──────── Source material ────────

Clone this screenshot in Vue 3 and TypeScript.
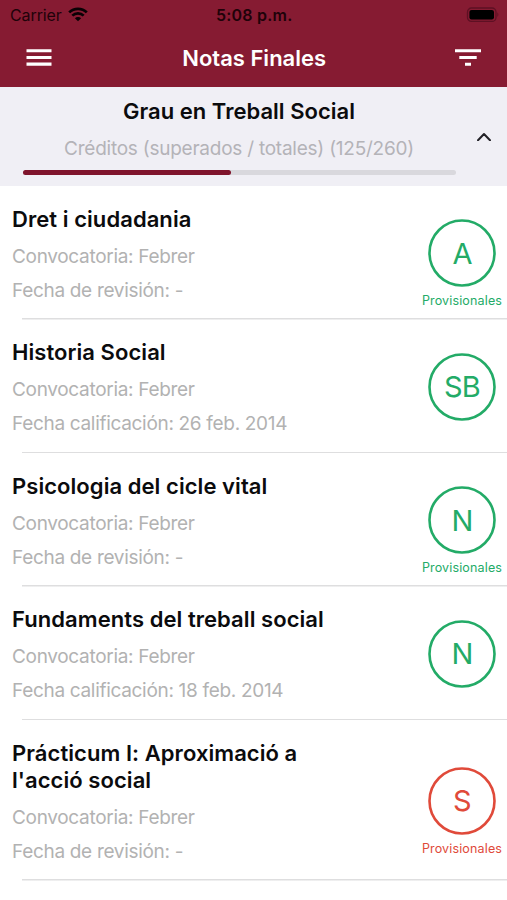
<script setup lang="ts">
interface Grade {
  id: string
  title: string[]
  call: string
  date: string
  mark: string
  provisional: boolean
  failed?: boolean
}

const passed = 125
const total = 260
const progress = `${(passed / total) * 100}%`

const grades: Grade[] = [
  { id: 'dret', title: ['Dret i ciudadania'], call: 'Convocatoria: Febrer', date: 'Fecha de revisión: -', mark: 'A', provisional: true },
  { id: 'historia', title: ['Historia Social'], call: 'Convocatoria: Febrer', date: 'Fecha calificación: 26 feb. 2014', mark: 'SB', provisional: false },
  { id: 'psicologia', title: ['Psicologia del cicle vital'], call: 'Convocatoria: Febrer', date: 'Fecha de revisión: -', mark: 'N', provisional: true },
  { id: 'fundaments', title: ['Fundaments del treball social'], call: 'Convocatoria: Febrer', date: 'Fecha calificación: 18 feb. 2014', mark: 'N', provisional: false },
  { id: 'practicum', title: ['Prácticum I: Aproximació a', "l'acció social"], call: 'Convocatoria: Febrer', date: 'Fecha de revisión: -', mark: 'S', provisional: true, failed: true },
]
</script>

<template>
  <main class="screen">
    <header class="top">
      <div class="status">
        <div class="carrier">
          <span class="carrier-name">Carrier</span>
          <svg class="wifi" viewBox="0 0 20 15" width="20" height="15">
            <path d="M1.2 5.4a12.6 12.6 0 0 1 17.6 0" />
            <path d="M4.3 8.6a8.2 8.2 0 0 1 11.4 0" />
            <path class="dot" d="M10 14.3 6.9 11.2a4.4 4.4 0 0 1 6.2 0z" />
          </svg>
        </div>
        <span class="time">5:08 p.m.</span>
        <svg class="battery" viewBox="0 0 34 16" width="34" height="16">
          <rect class="shell" x="1.5" y="1" width="28.5" height="13.4" rx="4" />
          <rect x="3.4" y="2.9" width="24.6" height="9.6" rx="2.2" />
          <path class="cap" d="M31.4 5.3q2 2.4 0 4.8z" />
        </svg>
      </div>
      <nav class="bar">
        <svg viewBox="0 0 26 19" width="26" height="19">
          <path d="M.5 1.7h25M.5 8.5h25M.5 15.1h25" />
        </svg>
        <h1>Notas Finales</h1>
        <svg viewBox="0 0 26 19" width="26" height="19">
          <path d="M0 1.7h26M4.3 8.5h17.4M10 15.3h6" />
        </svg>
      </nav>
    </header>

    <section class="degree">
      <div class="degree-body">
        <h2>Grau en Treball Social</h2>
        <p class="credits">Créditos (superados / totales) ({{ passed }}/{{ total }})</p>
        <div class="track"><div class="fill" :style="{ width: progress }"></div></div>
      </div>
      <svg class="chevron" viewBox="0 0 14 9" width="14" height="9">
        <path d="M1 8.2 7 2l6 6.2" />
      </svg>
    </section>

    <ul class="list">
      <li v-for="g in grades" :key="g.id" class="row">
        <div class="info">
          <h3><span v-for="line in g.title" :key="line">{{ line }}</span></h3>
          <p>{{ g.call }}</p>
          <p>{{ g.date }}</p>
        </div>
        <div class="result" :class="{ failed: g.failed }">
          <svg class="ring" viewBox="0 0 68 68" width="68" height="68">
            <circle cx="34" cy="34" r="32.5" />
          </svg>
          <div class="mark">{{ g.mark }}</div>
          <span v-if="g.provisional" class="note">Provisionales</span>
        </div>
      </li>
    </ul>
  </main>
</template>

<style>
body {
  background: #fff;
}
</style>

<style scoped>
.screen {
  width: 507px;
  height: 900px;
  overflow: hidden;
  background: #fff;
  color: #0b0b0d;
  font-family: Inter, "Liberation Sans", sans-serif;
}
h1, h2, h3, p, ul {
  margin: 0;
  padding: 0;
}
.top {
  height: 87px;
  background: #861b32;
}
.status {
  display: grid;
  grid-template-columns: 1fr auto 1fr;
  align-items: center;
  height: 29px;
  padding: 0 7px 0 10px;
  font-size: 16px;
  color: #1f0209;
}
.carrier {
  display: flex;
  align-items: center;
  gap: 6.5px;
}
.carrier-name {
  letter-spacing: -0.1px;
}
.wifi {
  fill: none;
  stroke: #090104;
  stroke-width: 2.7;
}
.wifi .dot {
  fill: #090104;
  stroke: none;
}
.time {
  font-weight: 600;
  letter-spacing: 0.2px;
  padding-right: 1.5px;
}
.battery {
  justify-self: end;
}
.battery .shell {
  fill: none;
  stroke: #5e1023;
  stroke-width: 1.3;
}
.battery .cap {
  fill: #5e1023;
}
.bar {
  display: flex;
  align-items: center;
  justify-content: space-between;
  height: 58px;
  padding: 0 25.5px 0 26px;
}
.bar svg {
  stroke: #fff;
  stroke-width: 3.1;
}
.bar h1 {
  color: #fff;
  font-size: 22px;
  font-weight: 600;
  padding-left: 0.8px;
}
.degree {
  display: flex;
  align-items: center;
  height: 99px;
  padding: 0 16px 0 22.5px;
  box-sizing: border-box;
  background: #f0eff5;
}
.degree-body {
  width: 433px;
  height: 99px;
  display: flex;
  flex-direction: column;
  align-items: center;
  padding-top: 11px;
  box-sizing: border-box;
  white-space: nowrap;
}
.degree h2 {
  font-size: 22px;
  line-height: 27px;
  font-weight: 600;
  letter-spacing: 0.02px;
}
.credits {
  margin-top: 12px;
  font-size: 19px;
  line-height: 23px;
  letter-spacing: -0.24px;
  color: #b4b3b8;
}
.track {
  width: 100%;
  height: 5.5px;
  margin-top: 9.5px;
  border-radius: 3px;
  background: #d9d8dd;
}
.fill {
  height: 100%;
  border-radius: 3px;
  background: #7f142c;
}
.chevron {
  margin-left: auto;
  fill: none;
  stroke: #222126;
  stroke-width: 2;
  stroke-linejoin: round;
  stroke-linecap: round;
}
.list {
  padding-top: 0.5px;
  list-style: none;
}
.row {
  display: flex;
  justify-content: space-between;
  padding: 19.5px 4px 18px 12px;
  background: linear-gradient(#dededf, #dededf) 22px 100% / 100% 1.5px no-repeat;
}
.info {
  display: flex;
  flex-direction: column;
  gap: 11px;
  white-space: nowrap;
}
.info h3 {
  margin-bottom: 0.7px;
  font-size: 22px;
  line-height: 27px;
  font-weight: 600;
  letter-spacing: 0.06px;
}
.info h3 span {
  display: block;
}
.info p {
  font-size: 19px;
  line-height: 23px;
  letter-spacing: -0.31px;
  color: #b2b2b2;
}
.info p:last-child {
  margin-bottom: 0.3px;
}
.result {
  display: grid;
  grid-template: 1fr 68px 1fr / 82px;
  place-items: center;
  margin: -19.5px 0 -18px;
  color: #23ab67;
}
.result.failed {
  color: #e04a3a;
}
.ring,
.mark {
  grid-area: 2 / 1;
}
.ring {
  fill: none;
  stroke: currentColor;
  stroke-width: 2.6;
}
.mark {
  font-size: 29px;
  line-height: 34px;
  letter-spacing: -0.8px;
  padding-top: 1.2px;
}
.note {
  grid-area: 3 / 1;
  align-self: start;
  height: 0;
  padding-top: 6.2px;
  font-size: 12.5px;
  line-height: 15px;
  letter-spacing: 0.15px;
}
</style>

────────

*Description of the task:*
Set down the material above as is, without any pictures.

*Result of the task:*
Clone this screenshot in Vue 3 and TypeScript.
<script setup lang="ts">
interface Grade {
  id: string
  title: string[]
  call: string
  date: string
  mark: string
  provisional: boolean
  failed?: boolean
}

const passed = 125
const total = 260
const progress = `${(passed / total) * 100}%`

const grades: Grade[] = [
  { id: 'dret', title: ['Dret i ciudadania'], call: 'Convocatoria: Febrer', date: 'Fecha de revisión: -', mark: 'A', provisional: true },
  { id: 'historia', title: ['Historia Social'], call: 'Convocatoria: Febrer', date: 'Fecha calificación: 26 feb. 2014', mark: 'SB', provisional: false },
  { id: 'psicologia', title: ['Psicologia del cicle vital'], call: 'Convocatoria: Febrer', date: 'Fecha de revisión: -', mark: 'N', provisional: true },
  { id: 'fundaments', title: ['Fundaments del treball social'], call: 'Convocatoria: Febrer', date: 'Fecha calificación: 18 feb. 2014', mark: 'N', provisional: false },
  { id: 'practicum', title: ['Prácticum I: Aproximació a', "l'acció social"], call: 'Convocatoria: Febrer', date: 'Fecha de revisión: -', mark: 'S', provisional: true, failed: true },
]
</script>

<template>
  <main class="screen">
    <header class="top">
      <div class="status">
        <div class="carrier">
          <span class="carrier-name">Carrier</span>
          <svg class="wifi" viewBox="0 0 20 15" width="20" height="15">
            <path d="M1.2 5.4a12.6 12.6 0 0 1 17.6 0" />
            <path d="M4.3 8.6a8.2 8.2 0 0 1 11.4 0" />
            <path class="dot" d="M10 14.3 6.9 11.2a4.4 4.4 0 0 1 6.2 0z" />
          </svg>
        </div>
        <span class="time">5:08 p.m.</span>
        <svg class="battery" viewBox="0 0 34 16" width="34" height="16">
          <rect class="shell" x="1.5" y="1" width="28.5" height="13.4" rx="4" />
          <rect x="3.4" y="2.9" width="24.6" height="9.6" rx="2.2" />
          <path class="cap" d="M31.4 5.3q2 2.4 0 4.8z" />
        </svg>
      </div>
      <nav class="bar">
        <svg viewBox="0 0 26 19" width="26" height="19">
          <path d="M.5 1.7h25M.5 8.5h25M.5 15.1h25" />
        </svg>
        <h1>Notas Finales</h1>
        <svg viewBox="0 0 26 19" width="26" height="19">
          <path d="M0 1.7h26M4.3 8.5h17.4M10 15.3h6" />
        </svg>
      </nav>
    </header>

    <section class="degree">
      <div class="degree-body">
        <h2>Grau en Treball Social</h2>
        <p class="credits">Créditos (superados / totales) ({{ passed }}/{{ total }})</p>
        <div class="track"><div class="fill" :style="{ width: progress }"></div></div>
      </div>
      <svg class="chevron" viewBox="0 0 14 9" width="14" height="9">
        <path d="M1 8.2 7 2l6 6.2" />
      </svg>
    </section>

    <ul class="list">
      <li v-for="g in grades" :key="g.id" class="row">
        <div class="info">
          <h3><span v-for="line in g.title" :key="line">{{ line }}</span></h3>
          <p>{{ g.call }}</p>
          <p>{{ g.date }}</p>
        </div>
        <div class="result" :class="{ failed: g.failed }">
          <svg class="ring" viewBox="0 0 68 68" width="68" height="68">
            <circle cx="34" cy="34" r="32.5" />
          </svg>
          <div class="mark">{{ g.mark }}</div>
          <span v-if="g.provisional" class="note">Provisionales</span>
        </div>
      </li>
    </ul>
  </main>
</template>

<style>
body {
  background: #fff;
}
</style>

<style scoped>
.screen {
  width: 507px;
  height: 900px;
  overflow: hidden;
  background: #fff;
  color: #0b0b0d;
  font-family: Inter, "Liberation Sans", sans-serif;
}
h1, h2, h3, p, ul {
  margin: 0;
  padding: 0;
}
.top {
  height: 87px;
  background: #861b32;
}
.status {
  display: grid;
  grid-template-columns: 1fr auto 1fr;
  align-items: center;
  height: 29px;
  padding: 0 7px 0 10px;
  font-size: 16px;
  color: #1f0209;
}
.carrier {
  display: flex;
  align-items: center;
  gap: 6.5px;
}
.carrier-name {
  letter-spacing: -0.1px;
}
.wifi {
  fill: none;
  stroke: #090104;
  stroke-width: 2.7;
}
.wifi .dot {
  fill: #090104;
  stroke: none;
}
.time {
  font-weight: 600;
  letter-spacing: 0.2px;
  padding-right: 1.5px;
}
.battery {
  justify-self: end;
}
.battery .shell {
  fill: none;
  stroke: #5e1023;
  stroke-width: 1.3;
}
.battery .cap {
  fill: #5e1023;
}
.bar {
  display: flex;
  align-items: center;
  justify-content: space-between;
  height: 58px;
  padding: 0 25.5px 0 26px;
}
.bar svg {
  stroke: #fff;
  stroke-width: 3.1;
}
.bar h1 {
  color: #fff;
  font-size: 22px;
  font-weight: 600;
  padding-left: 0.8px;
}
.degree {
  display: flex;
  align-items: center;
  height: 99px;
  padding: 0 16px 0 22.5px;
  box-sizing: border-box;
  background: #f0eff5;
}
.degree-body {
  width: 433px;
  height: 99px;
  display: flex;
  flex-direction: column;
  align-items: center;
  padding-top: 11px;
  box-sizing: border-box;
  white-space: nowrap;
}
.degree h2 {
  font-size: 22px;
  line-height: 27px;
  font-weight: 600;
  letter-spacing: 0.02px;
}
.credits {
  margin-top: 12px;
  font-size: 19px;
  line-height: 23px;
  letter-spacing: -0.24px;
  color: #b4b3b8;
}
.track {
  width: 100%;
  height: 5.5px;
  margin-top: 9.5px;
  border-radius: 3px;
  background: #d9d8dd;
}
.fill {
  height: 100%;
  border-radius: 3px;
  background: #7f142c;
}
.chevron {
  margin-left: auto;
  fill: none;
  stroke: #222126;
  stroke-width: 2;
  stroke-linejoin: round;
  stroke-linecap: round;
}
.list {
  padding-top: 0.5px;
  list-style: none;
}
.row {
  display: flex;
  justify-content: space-between;
  padding: 19.5px 4px 18px 12px;
  background: linear-gradient(#dededf, #dededf) 22px 100% / 100% 1.5px no-repeat;
}
.info {
  display: flex;
  flex-direction: column;
  gap: 11px;
  white-space: nowrap;
}
.info h3 {
  margin-bottom: 0.7px;
  font-size: 22px;
  line-height: 27px;
  font-weight: 600;
  letter-spacing: 0.06px;
}
.info h3 span {
  display: block;
}
.info p {
  font-size: 19px;
  line-height: 23px;
  letter-spacing: -0.31px;
  color: #b2b2b2;
}
.info p:last-child {
  margin-bottom: 0.3px;
}
.result {
  display: grid;
  grid-template: 1fr 68px 1fr / 82px;
  place-items: center;
  margin: -19.5px 0 -18px;
  color: #23ab67;
}
.result.failed {
  color: #e04a3a;
}
.ring,
.mark {
  grid-area: 2 / 1;
}
.ring {
  fill: none;
  stroke: currentColor;
  stroke-width: 2.6;
}
.mark {
  font-size: 29px;
  line-height: 34px;
  letter-spacing: -0.8px;
  padding-top: 1.2px;
}
.note {
  grid-area: 3 / 1;
  align-self: start;
  height: 0;
  padding-top: 6.2px;
  font-size: 12.5px;
  line-height: 15px;
  letter-spacing: 0.15px;
}
</style>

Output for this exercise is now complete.